The Stress Factor

It is a cool  night (well let me restructure that, I am in a cool house on a warm night.) I am binge watching a love medieval show, of course. So interesting! love is so complex yet so divine.  Is it not? but well it brings it’s own side of stress.

STRESS. That word. People say “oh don’t stress”. “Oh do not worry” blah blah blah. As a christain I will be the first to agree with the “do not stress” idea. However, what I have a problem with is not addressing one’s concern. How will you tell someone not to be concerned when they are about to loose their visa status? or not to be concerned when they are about to face eviction? how do you tell me not to be concerned when I am about to be kicked out of school because I can not afford to pay my tuition? It is good and even helpful to acknowledge a concern about an issue. It becomes problematic however, when the thought of that issue becomes consuming.
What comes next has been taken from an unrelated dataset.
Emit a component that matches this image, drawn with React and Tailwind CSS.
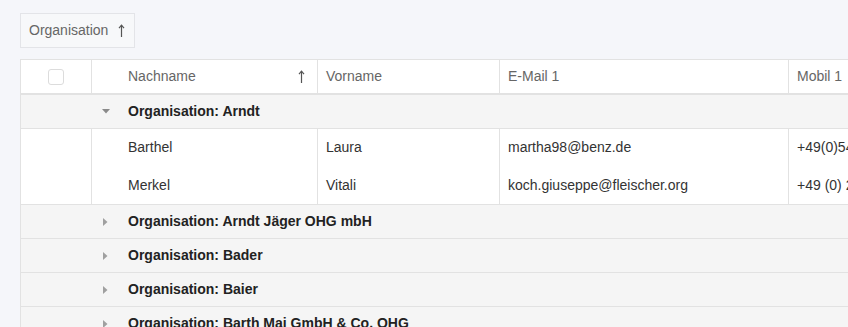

STRESS. Sometimes I am not consciously aware when I am stressing. Moving to America and my early years here, made me think that immense stress and the feeling of hopelessness was all that I had to look forward to. The level of stress a regular American faces can’t be compared to the level of stress a migrant, immigrant or refugee faces. The stress of trying to navigate a new culture, making sense of your identity and feeling almost defeated constantly is heavy!

So when I find myself  about to stress, whether it relates to a relationship or a job or life, I remind myself why I do not need to stress:

  1. It is bad for my health: I hate being sick. Stress makes me physically and emotionally sick. I tend to gain weight from worrying (because am either eating junk or not eating at all).  Stress weakens me. I feel physically weak and helpless.
  2. I have no control over it: I remind myself that if I could change my situation by now I will. The saying do your best and leave the rest is all so true. At the end of the day, things will fall in place just the right way.
  3. Trust in God: For me my faith is everything. I have to believe in a higher power or else I will loose my good mind. I believe that God has a plan that works out for my good. I may not understand it, I may not see it in the moment but it doesn’t change the fact that it is true.

If for one reason I fight the desire to stress, it is for my  sanity of mind. Because you see, stress can steal my joy but nothing is allowed to take my peace.